Movement of The People Dance Company will present Hair Ties, an interdisciplinary piece inspired by the 19th-century Tignon Laws, which forced women of color to cover their hair in public. Choreographer Joya Powell worked with filmmaker Evelyn Greene to video interviews with seven self-identifying women of color about how they see themselves when wearing head wraps.

“I was interested in how woman are perceived when wearing the head wraps,” says Powell. “Much of the movement in the piece stems from the patterns and pathways that our bodies take when going through the motion of wrapping our hair.”

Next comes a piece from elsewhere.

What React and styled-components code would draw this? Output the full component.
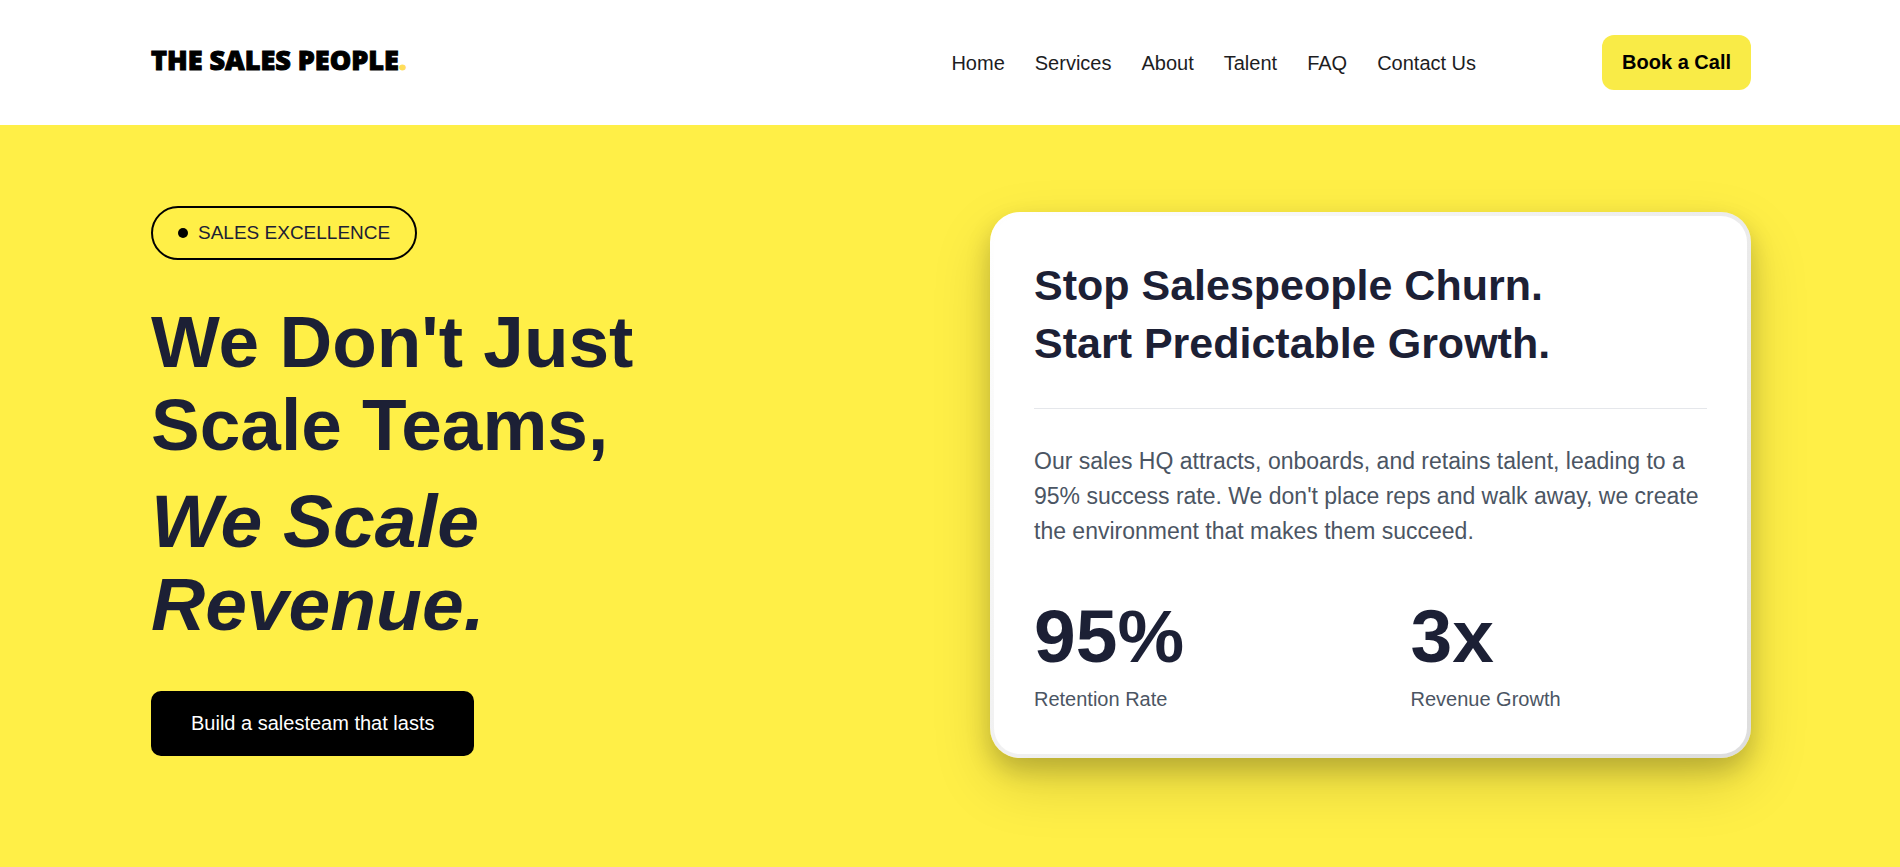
import styled, { createGlobalStyle } from "styled-components";

const links = ["Home", "Services", "About", "Talent", "FAQ", "Contact Us"];

const stats = [
  { value: "95%", label: "Retention Rate" },
  { value: "3x", label: "Revenue Growth" },
];

export default function App() {
  return (
    <>
      <GlobalStyle />
      <Header>
        <HeaderContent>
          <Logo href="#home">
            THE SALES PEOPLE<span>.</span>
          </Logo>
          <Nav>
            {links.map((link) => (
              <NavLink key={link} href={`#${link}`}>
                {link}
              </NavLink>
            ))}
          </Nav>
          <CallButton type="button">Book a Call</CallButton>
        </HeaderContent>
      </Header>
      <Hero>
        <HeroContent>
          <Intro>
            <Badge>
              <Dot />
              SALES EXCELLENCE
            </Badge>
            <Title>
              We Don't Just
              <br />
              Scale Teams,
              <em>
                We Scale
                <br />
                Revenue.
              </em>
            </Title>
            <BuildButton type="button">Build a salesteam that lasts</BuildButton>
          </Intro>
          <Card>
            <CardTitle>
              Stop Salespeople Churn.
              <br />
              Start Predictable Growth.
            </CardTitle>
            <CardText>
              Our sales HQ attracts, onboards, and retains talent, leading to a
              95% success rate. We don't place reps and walk away, we create the
              environment that makes them succeed.
            </CardText>
            <Stats>
              {stats.map(({ value, label }) => (
                <div key={label}>
                  <StatValue>{value}</StatValue>
                  <StatLabel>{label}</StatLabel>
                </div>
              ))}
            </Stats>
          </Card>
        </HeroContent>
      </Hero>
    </>
  );
}

const GlobalStyle = createGlobalStyle`
  * {
    box-sizing: border-box;
    margin: 0;
    padding: 0;
  }

  body {
    background: #ffef47;
    color: #1c2035;
    font-family: "Liberation Sans", Arial, sans-serif;
  }

  button {
    border: none;
    font-family: inherit;
    cursor: pointer;
  }

  a {
    text-decoration: none;
  }
`;

const Header = styled.header`
  background: #ffffff;
  padding: 35px 40px;
`;

const HeaderContent = styled.div`
  display: flex;
  align-items: center;
  max-width: 1602px;
  margin: 0 auto;
  padding-left: 2px;
`;

const Logo = styled.a`
  margin-right: auto;
  padding-bottom: 6px;
  color: #000000;
  font-family: "Noto Sans", sans-serif;
  font-size: 27px;
  font-weight: 900;
  line-height: 32px;
  -webkit-text-stroke: 1px currentColor;

  span {
    color: #ffde59;
  }
`;

const Nav = styled.nav`
  display: flex;
  gap: 30px;
  margin-right: 126px;
`;

const NavLink = styled.a`
  color: #1d1d1f;
  font-size: 20px;
  line-height: 24px;
`;

const CallButton = styled.button`
  padding: 16px 20px;
  border-radius: 12px;
  background: #f9eb47;
  color: #000000;
  font-size: 20px;
  font-weight: 700;
  line-height: 23px;
`;

const Hero = styled.main`
  padding: 81px 40px 104px;
`;

const HeroContent = styled.div`
  display: grid;
  grid-template-columns: 1fr 1fr;
  gap: 78px;
  align-items: center;
  max-width: 1602px;
  margin: 0 auto;
  padding-left: 2px;
`;

const Intro = styled.section`
  display: flex;
  flex-direction: column;
  align-items: flex-start;
  padding-bottom: 8px;
`;

const Badge = styled.p`
  display: flex;
  align-items: center;
  gap: 10px;
  padding: 14px 25px;
  border: 2px solid #000000;
  border-radius: 27px;
  font-size: 19px;
  line-height: 22px;
`;

const Dot = styled.span`
  width: 10px;
  height: 10px;
  border-radius: 50%;
  background: #000000;
`;

const Title = styled.h1`
  margin-top: 40px;
  font-size: 73px;
  font-weight: 700;
  line-height: 83px;

  em {
    display: block;
    margin-top: 14px;
    font-size: 75px;
  }
`;

const BuildButton = styled.button`
  margin-top: 45px;
  padding: 21px 40px;
  border-radius: 10px;
  background: #000000;
  color: #ffffff;
  font-size: 20px;
  line-height: 23px;
`;

const Card = styled.section`
  padding: 40px;
  border: 4px solid transparent;
  border-radius: 30px;
  background:
    linear-gradient(#ffffff, #ffffff) padding-box,
    linear-gradient(135deg, #ffffff, #dddddd) border-box;
  box-shadow:
    0 24px 60px rgba(0, 0, 0, 0.15),
    0 12px 24px rgba(0, 0, 0, 0.18);
`;

const CardTitle = styled.h2`
  padding-bottom: 36px;
  border-bottom: 1px solid #e5e7eb;
  font-size: 43px;
  font-weight: 700;
  line-height: 58px;
`;

const CardText = styled.p`
  margin-top: 35px;
  color: #4b5563;
  font-size: 23px;
  line-height: 35px;
`;

const Stats = styled.div`
  display: grid;
  grid-template-columns: 1fr 1fr;
  gap: 80px;
  margin-top: 50px;
`;

const StatValue = styled.p`
  font-size: 75px;
  font-weight: 700;
  line-height: 75px;
`;

const StatLabel = styled.p`
  margin-top: 10px;
  color: #4b5563;
  font-size: 20px;
  line-height: 30px;
`;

Powell also collaborated with playwright Amina Henry, who wrote the poetic text that accompanies the piece. Hair Ties celebrates Black creativity, beauty, and resilience in the face of oppression. Though the current political climate was not anticipated at the work’s conception, Powell’s exploration of institutionalized xenophobia lends new meaning to the work.

Joey Loto presents PLAY KID, a trio that explores the development of identity through investigation and play.

“The title serves as both a command, like advice you would give yourself to play while you’re still young, but also as a character,” says Loto. “Sometimes the three dancers are three different characters, and sometimes they are three sides of the same character.”

Joey Loto dances in a parking lot underpass. He wears a bright green winter coat and is shirtless underneath. There is another figure in the background and we only see her red skirt.
Joey Loto; Photo by Walker Hinerman

Throughout the piece, audiences will rarely see the same movement phrase twice as Loto aims to overwhelm them by the volume of material presented. Similarly, the movement draws from a wide variety of dance vocabulary. “I feel like I was trying to combine every one of my dance backgrounds into one work,” Loto explains.

For music, Loto edited and combined two tracks by Arthur Russell, a composer who worked in New York City in the 1980s and was discovered posthumously. “I identified with Russell’s work because he never really settled on a genre. I thought it was a good match for this piece,” says Loto.

While PLAY KID isn’t necessarily autobiographical, Loto hopes his work will speak to the experience of being young in a big city: the constant sensory overload, the overwhelming amount of people and things, and the transience.

Hector Canonge and Veronica Pena present De lo Posible, a movement-based performance-art work informed by Butoh practice and traditional dances from Spain and South America.

“The work is about a coming together of cultures as a product of ethnic incorporation to generate something.” Canonge says.

Chronologically, the piece sequences through three major actions. “Encounter” is a coming together. “Rupture” is a crack that exists that breaks open, giving way to individuality. “Harmony” is a resolution.

All of its multimedia elements, from projected text to live electronic sounds and lighting design, are designed by Canonge and Pena to create an immersive environment for the audience. They make all decisions together, often working over Skype since Pena lives in Indiana. De lo Posible is the third in a seven-part series that Canonge and Pena will create together in this same methodology.

Three women in bright colored shirts place their hands over one another's faces
David Appel; Photo by Stephanie Crousillat

David Appel’s Little Dances in Uncertain Times is an exploration of human interaction and our responses, both unexpected and preconceived, to our environment. Appel’s process mirrors the work’s investigation as he puts forward his internal vision while simultaneously listening and responding to external stimuli.

“As a choreographer, I find that the process of composing can be as much about listening as it is driving forward from a particular vantage point,” says Appel. “In the course of working, I realized that rather than being rigidly locked into my original focus, it was crucial to take into account (the dancers’) responses to the hypotheses I was presenting. Which means playing a balance between what our investigations have revealed and what I intended to do.”

The structure of the piece will be set, but within the form, Appel leaves room for nuance and variation: Some choices will happen in the moment of performance.

Says Appel, “What enthralls me about this work is the challenge of creating something that makes use of what we know and what might surprise us. Perhaps a parallel with the disparities we’re always dealing with in our lives generally?”